1) Le complexe de la virginité : l’absence de vécu. Quiconque a toujours pété dans la soie ignore l’odeur des égouts. A partir de là, il est facile de tenir les discours caricaturaux que l’on connaît : les sans-abris sont fainéants, ils ne veulent pas travailler, ils sont responsables de leur situation, ils l’ont voulu, ce sont des ivrognes (nos grands donneurs de leçons voudraient-ils nous dire quelle quantité d’alcool ils ingèrent dans leurs soirées entre amis ?), et autres idioties. Ceci, bien entendu, sans rien connaître de l’histoire personnelle de ces gens. Il est facile de tenir de grands discours quand la vie ne nous a pas mis à l’épreuve et que l’on n’a pas connu la faim ou la vraie misère.

2) La peur : cela rassure de pouvoir honnir le « faible » (nous le mettons entre guillemets, car nos « forts », désargentés et à la rue, seraient pour la plupart incapables d’y survivre), de se dire que l’on a réussi, que l’on est à l’abri, que l’on a gagné une compétition sociale imaginaire. Le mépris du sans-abri et plus largement du SDF est un moyen pour les médiocres de se convaincre que leur vie n’est pas aussi minable qu’en réalité, et qu’eux ne tomberont jamais aussi bas.

3) Le traditionnel mépris dit « de classe » (mais ouvert à tous), le mépris pour les « sans-dents », pour celui d’en-bas qui pollue notre conscience en se rappelant à notre vue. Ce mépris ne s’applique bien entendu pas au « lointain », fantasme exotique du nanti à la mentalité néo-coloniale qui, par un paternalisme dégoulinant de bons sentiments, ouvrira son cœur et son portefeuille au migrant (« mais ce n’est pas pareil, eux n’ont pas choisi leur situation »).

Breizh-info.com :  Quelles actions allez-vous entreprendre ?

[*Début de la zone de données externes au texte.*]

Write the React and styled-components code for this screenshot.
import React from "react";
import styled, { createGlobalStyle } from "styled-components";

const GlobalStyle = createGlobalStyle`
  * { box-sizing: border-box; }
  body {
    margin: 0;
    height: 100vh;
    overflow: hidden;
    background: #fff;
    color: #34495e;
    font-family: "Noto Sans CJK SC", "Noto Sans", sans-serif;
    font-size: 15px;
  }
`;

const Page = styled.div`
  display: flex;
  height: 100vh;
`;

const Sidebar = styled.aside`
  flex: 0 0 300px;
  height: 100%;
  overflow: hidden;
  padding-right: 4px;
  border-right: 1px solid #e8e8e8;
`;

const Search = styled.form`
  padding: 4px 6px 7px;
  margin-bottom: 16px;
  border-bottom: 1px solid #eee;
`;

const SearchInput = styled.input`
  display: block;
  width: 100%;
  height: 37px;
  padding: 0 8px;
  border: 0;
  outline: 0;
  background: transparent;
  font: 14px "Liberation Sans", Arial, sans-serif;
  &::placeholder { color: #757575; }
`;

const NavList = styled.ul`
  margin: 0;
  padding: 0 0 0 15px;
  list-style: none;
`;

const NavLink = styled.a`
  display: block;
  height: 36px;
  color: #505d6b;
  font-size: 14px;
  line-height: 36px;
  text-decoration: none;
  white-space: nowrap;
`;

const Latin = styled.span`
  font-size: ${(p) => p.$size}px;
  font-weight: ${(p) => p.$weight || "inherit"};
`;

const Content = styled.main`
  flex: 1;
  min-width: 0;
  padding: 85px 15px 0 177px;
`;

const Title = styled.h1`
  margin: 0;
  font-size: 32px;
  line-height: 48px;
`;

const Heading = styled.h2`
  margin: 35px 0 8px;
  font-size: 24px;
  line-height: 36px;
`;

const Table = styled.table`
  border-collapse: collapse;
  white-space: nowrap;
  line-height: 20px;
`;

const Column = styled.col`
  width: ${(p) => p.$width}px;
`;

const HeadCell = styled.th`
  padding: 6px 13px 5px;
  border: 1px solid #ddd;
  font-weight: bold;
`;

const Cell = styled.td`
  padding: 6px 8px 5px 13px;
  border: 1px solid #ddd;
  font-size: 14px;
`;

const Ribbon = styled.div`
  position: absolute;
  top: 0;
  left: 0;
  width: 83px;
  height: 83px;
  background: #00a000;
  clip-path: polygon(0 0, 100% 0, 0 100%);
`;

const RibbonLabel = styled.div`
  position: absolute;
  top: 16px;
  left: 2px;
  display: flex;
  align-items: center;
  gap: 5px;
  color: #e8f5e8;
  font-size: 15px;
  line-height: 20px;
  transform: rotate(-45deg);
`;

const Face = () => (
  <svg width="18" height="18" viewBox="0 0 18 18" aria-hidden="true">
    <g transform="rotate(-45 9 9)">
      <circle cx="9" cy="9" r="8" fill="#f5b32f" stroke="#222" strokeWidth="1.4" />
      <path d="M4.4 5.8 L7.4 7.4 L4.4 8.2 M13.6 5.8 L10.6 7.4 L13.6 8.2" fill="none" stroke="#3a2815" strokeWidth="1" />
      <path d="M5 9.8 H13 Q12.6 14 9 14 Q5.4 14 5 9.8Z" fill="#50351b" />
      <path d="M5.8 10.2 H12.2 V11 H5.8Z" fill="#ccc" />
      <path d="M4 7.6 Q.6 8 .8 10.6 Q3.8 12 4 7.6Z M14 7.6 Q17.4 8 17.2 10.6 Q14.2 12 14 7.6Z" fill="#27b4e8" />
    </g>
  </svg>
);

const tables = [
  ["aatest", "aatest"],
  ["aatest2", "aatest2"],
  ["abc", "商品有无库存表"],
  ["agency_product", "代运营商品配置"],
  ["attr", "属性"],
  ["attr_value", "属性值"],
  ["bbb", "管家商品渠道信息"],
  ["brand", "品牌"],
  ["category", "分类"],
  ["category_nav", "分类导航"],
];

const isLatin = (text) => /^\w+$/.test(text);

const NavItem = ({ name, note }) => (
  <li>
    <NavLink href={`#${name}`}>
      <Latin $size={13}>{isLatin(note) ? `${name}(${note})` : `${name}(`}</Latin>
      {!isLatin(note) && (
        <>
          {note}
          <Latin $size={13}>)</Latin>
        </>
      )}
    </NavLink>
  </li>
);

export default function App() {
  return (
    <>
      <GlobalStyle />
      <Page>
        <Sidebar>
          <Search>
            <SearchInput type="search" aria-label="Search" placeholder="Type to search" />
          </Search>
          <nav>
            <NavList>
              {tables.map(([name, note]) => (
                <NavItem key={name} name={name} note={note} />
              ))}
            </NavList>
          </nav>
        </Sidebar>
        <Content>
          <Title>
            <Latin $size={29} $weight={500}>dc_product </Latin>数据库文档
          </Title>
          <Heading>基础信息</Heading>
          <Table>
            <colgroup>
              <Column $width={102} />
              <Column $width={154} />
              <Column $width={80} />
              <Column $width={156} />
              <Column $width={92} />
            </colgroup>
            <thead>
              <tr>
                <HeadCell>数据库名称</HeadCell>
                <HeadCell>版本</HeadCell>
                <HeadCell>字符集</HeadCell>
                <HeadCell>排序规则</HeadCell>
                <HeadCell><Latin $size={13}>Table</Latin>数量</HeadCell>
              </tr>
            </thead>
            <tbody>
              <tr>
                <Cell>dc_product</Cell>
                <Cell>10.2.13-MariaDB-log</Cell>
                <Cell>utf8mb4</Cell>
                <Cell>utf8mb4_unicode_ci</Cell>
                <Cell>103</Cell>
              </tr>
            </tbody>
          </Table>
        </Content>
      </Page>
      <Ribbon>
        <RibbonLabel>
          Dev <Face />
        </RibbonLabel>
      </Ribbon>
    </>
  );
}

Collectif « Morts sous vos yeux » : Plusieurs choses :

  • Lancer le collectif de manière durable et reprendre la publication de témoignages vidéo de SDF, pour harceler sur le long terme la ministre du Logement ainsi que la ministre des Solidarités.
  • Inviter à nous rejoindre (contactez-nous à [email protected]) et à réaliser ses propres reportages pour venir nous aider à nourrir le Collectif Morts sous vos yeux. Si vous connaissez des SDF, qu’ils soient Français ou étrangers légaux qui parlent Français, et que vous souhaitez nous aider, nous posons généralement trois questions au SDF que nous interrogeons : quel est son prénom, depuis combien de temps est-il dans la rue, et quel message aurait-il à adresser aux responsables politiques qui les laissent crever.
  • Prochainement, nous appellerons nos élus à participer eux aussi au collectif, dans une moindre mesure (par rapport à leur train de vie). Nous verrons qui répondra présent. Nous nous adresserons d’abord à nos parlementaires, puis à nos innombrables élus (après tout, la France compte 36 000 communes), ainsi qu’à quelques entreprises. Nous ne manquerons pas de rendre compte publiquement de leurs réponses. Cela ne sera pas spécialement pour notre collectif, mais pour l’association SOS Sans Abris de Claude Huet, qui vise notamment à reloger de manière durable des sans-abris, et à les aider à sortir de leur quotidien morbide (et bien souvent macabre).